No Sistema de Cisalhamento-Hidrotermal, prossegue a geóloga, a rocha original, denominada protólito, sofreu vários processos de deformação, paralelamente às alterações hidrotermais oriundas desses mesmos processos. “A combinação desses fatores deu origem a rochas que classificamos como rochas de cisalhamento. A continuação destes processos, por uma questão evolutiva, propiciou a precipitação do ouro dentro de pirita (sulfeto de ferro) em veio de quartzo”, pontua a autora da dissertação. Na sequência desse ciclo, teve início outro, o Sistema Magmático-Hidrotermal. “Após a mineralização do ouro, os processos de deformação por cisalhamento pararam. E passou a ocorrer somente a ação de alterações hidrotermais em outras condições físico-químicas, que favoreceram a formação de minerais [sulfetos] com cobre, o que não havia ocorrido no ciclo anterior”, completa.
Vanessa observa, ainda, que no Sistema de Cisalhamento-Hidrotermal, relacionado ao ouro, as alterações hidrotermais estão orientadas, reforçando o indicativo de influência das deformações. Já no Sistema Magmático-Hidrotermal, relativo ao cobre, as alterações hidrotermais não estão orientadas, o que evidenciando a diferença entre um sistema e outro. Decifrar esses intrincados processos de mineralização, reafirma a pesquisadora, é importante porque metais como o ouro podem ser formados em diversos tipos de depósitos “Com estudos desse tipo, nós podemos orientar de forma mais precisa os locais para a prospecção de novos depósitos”.
Embora o Peteca seja um dos depósitos mais estudados cientificamente entre os que compõem o setor leste da PAAF, ele ainda merece novas investigações, assim como outros importantes depósitos da região. “Nós sabemos que as primeiras reservas minerais de Alta Floresta foram descobertas na década de 1970. Na década de 1980, ocorreu um boom na exploração. Em seguida, houve um declínio e, posteriormente, uma retomada das atividades.
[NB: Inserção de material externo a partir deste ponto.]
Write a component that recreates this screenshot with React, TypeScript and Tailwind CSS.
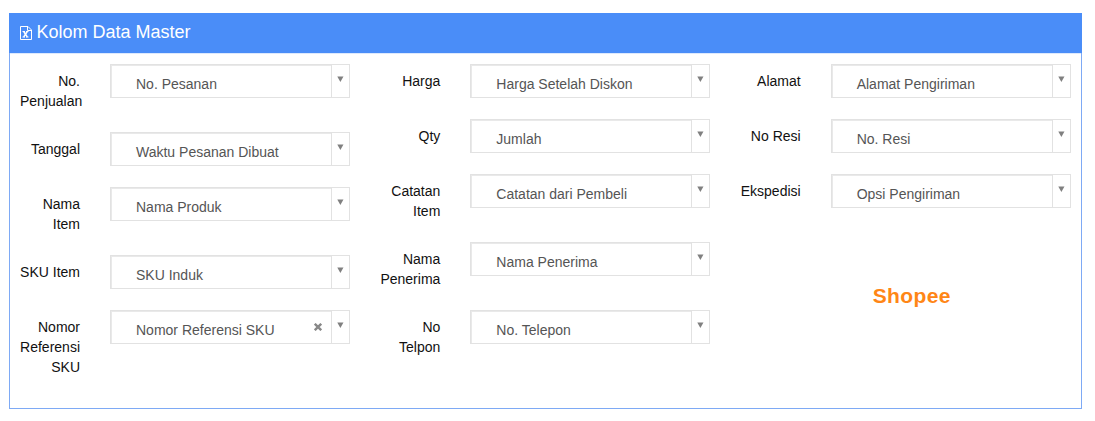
interface Field {
  label: string;
  value: string;
  clearable?: boolean;
}

const columns: Field[][] = [
  [
    { label: 'No. Penjualan', value: 'No. Pesanan' },
    { label: 'Tanggal', value: 'Waktu Pesanan Dibuat' },
    { label: 'Nama Item', value: 'Nama Produk' },
    { label: 'SKU Item', value: 'SKU Induk' },
    { label: 'Nomor Referensi SKU', value: 'Nomor Referensi SKU', clearable: true },
  ],
  [
    { label: 'Harga', value: 'Harga Setelah Diskon' },
    { label: 'Qty', value: 'Jumlah' },
    { label: 'Catatan Item', value: 'Catatan dari Pembeli' },
    { label: 'Nama Penerima', value: 'Nama Penerima' },
    { label: 'No Telpon', value: 'No. Telepon' },
  ],
  [
    { label: 'Alamat', value: 'Alamat Pengiriman' },
    { label: 'No Resi', value: 'No. Resi' },
    { label: 'Ekspedisi', value: 'Opsi Pengiriman' },
  ],
];

function SheetIcon() {
  return (
    <svg width="12" height="14" viewBox="0 0 12 14" fill="none" stroke="currentColor">
      <path d="M0.5 0.5h7.5l3.5 3.5v9.5h-11z" />
      <path d="M7.5 0.5v4h4" />
      <path d="M2.5 5.5h2.5M6 5.5h2.5M2.5 11h2.5M6 11h2.5" />
      <path d="M3.7 5.5l3.6 5.5M7.3 5.5L3.7 11" strokeWidth="1.4" />
    </svg>
  );
}

function SelectBox({ value, clearable }: { value: string; clearable?: boolean }) {
  return (
    <button className="flex h-[34px] w-60 shrink-0 border border-[#e2e2e2] bg-white text-left">
      <span className="flex h-8 min-w-0 flex-1 items-start justify-between border-t border-l border-[#e9e9e9] pl-6 pr-[9px] text-[#555]">
        <span className="pt-2 leading-5 whitespace-nowrap">{value}</span>
        {clearable && (
          <svg className="mt-[11px]" width="8" height="8" viewBox="0 0 8 8" stroke="#888" strokeWidth="2.4">
            <path d="M0.8 0.8l6.4 6.4M7.2 0.8l-6.4 6.4" />
          </svg>
        )}
      </span>
      <span className="flex h-8 w-[18px] border-l border-[#e2e2e2] pt-[11px] pl-[5px]">
        <svg width="7" height="6" viewBox="0 0 7 6" fill="#808080">
          <path d="M0.3 0.5h6.2l-3.1 5.4z" />
        </svg>
      </span>
    </button>
  );
}

function FieldRow({ label, value, clearable }: Field) {
  return (
    <div className="flex items-start gap-[30px]">
      <label className="w-[60px] shrink-0 pt-[7px] text-right leading-5 text-[#111]">{label}</label>
      <SelectBox value={value} clearable={clearable} />
    </div>
  );
}

export default function App() {
  return (
    <div className="h-[421px] bg-white pt-[13px] pr-[13px] pl-[9px] font-['Liberation_Sans',Arial,sans-serif] text-sm">
      <section className="h-[396px] border border-[#7eaaf5]">
        <header className="-mx-px -mt-px flex h-10 items-center gap-[4.5px] bg-[#4a8df8] pl-[11px] text-white">
          <SheetIcon />
          <h1 className="pb-[2px] text-lg leading-5">Kolom Data Master</h1>
        </header>
        <div className="grid grid-cols-3 gap-[30px] border-t border-[#dde9fd] p-2.5">
          {columns.map((fields, i) => (
            <div key={i} className="flex flex-col gap-[21px]">
              {fields.map((field) => (
                <FieldRow key={field.label} {...field} />
              ))}
              {i === 2 && (
                <p className="mt-[55px] pl-[132px] text-[21px] leading-6 font-bold tracking-[0.4px] text-[#ff8616]">
                  Shopee
                </p>
              )}
            </div>
          ))}
        </div>
      </section>
    </div>
  );
}
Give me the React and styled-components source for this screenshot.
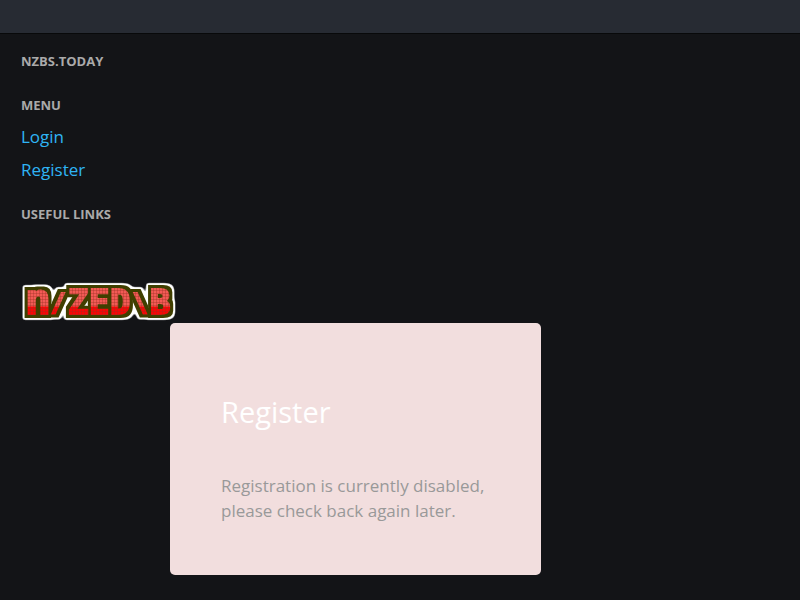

Somente a porção leste da província de Alta Floresta, que tem aproximadamente 500 quilômetros de extensão, concentra centenas de depósitos de ouro, cobre e outros minérios”, relata.
Sustentabilidade
Uma das questões que têm preocupado diferentes segmentos da sociedade, a comunidade científica em particular, refere-se à incorporação do conceito de sustentabilidade por parte da indústria da mineração. Questões ligadas ao tema serão debatidas durante o “Workshop Mineração Sustentável” que será realizado entre os dias 20 e 24 de maio, em Peixoto de Azevedo (MT), um dos municípios que compõem a Província de Alta Floresta. Na ocasião, pesquisadores, autoridades públicas e representantes de mineradoras, entre outros atores, discutirão em torno das demandas necessárias para a constituição de uma mineração sustentável. As áreas temáticas abordarão economia, meio ambiente, educação, geologia, saúde e ação social. A comissão organizadora do evento está sendo coordenada pela professora Maria José Maluf de Mesquita. O evento é resultado de um projeto de parceria entre a Unicamp e Universidade de Cardiff (Inglaterra).
Segundo Vanessa, iniciativas como essa são de fundamental importância porque reafirmam a necessidade de se considerar a atividade mineradora dentro de um contexto mais amplo, que contempla também dimensões socioculturais, econômicas, ambientais e humanas. A geóloga entende que episódios recentes como os rompimentos das barragens da Vale reforçam a necessidade de uma mudança de paradigma na forma como o setor atua. “Penso que estamos caminhando nessa direção, mas ainda precisamos aprimorar algumas ações, principalmente em relação à segurança e à fiscalização das atividades nas áreas de exploração e explotação”.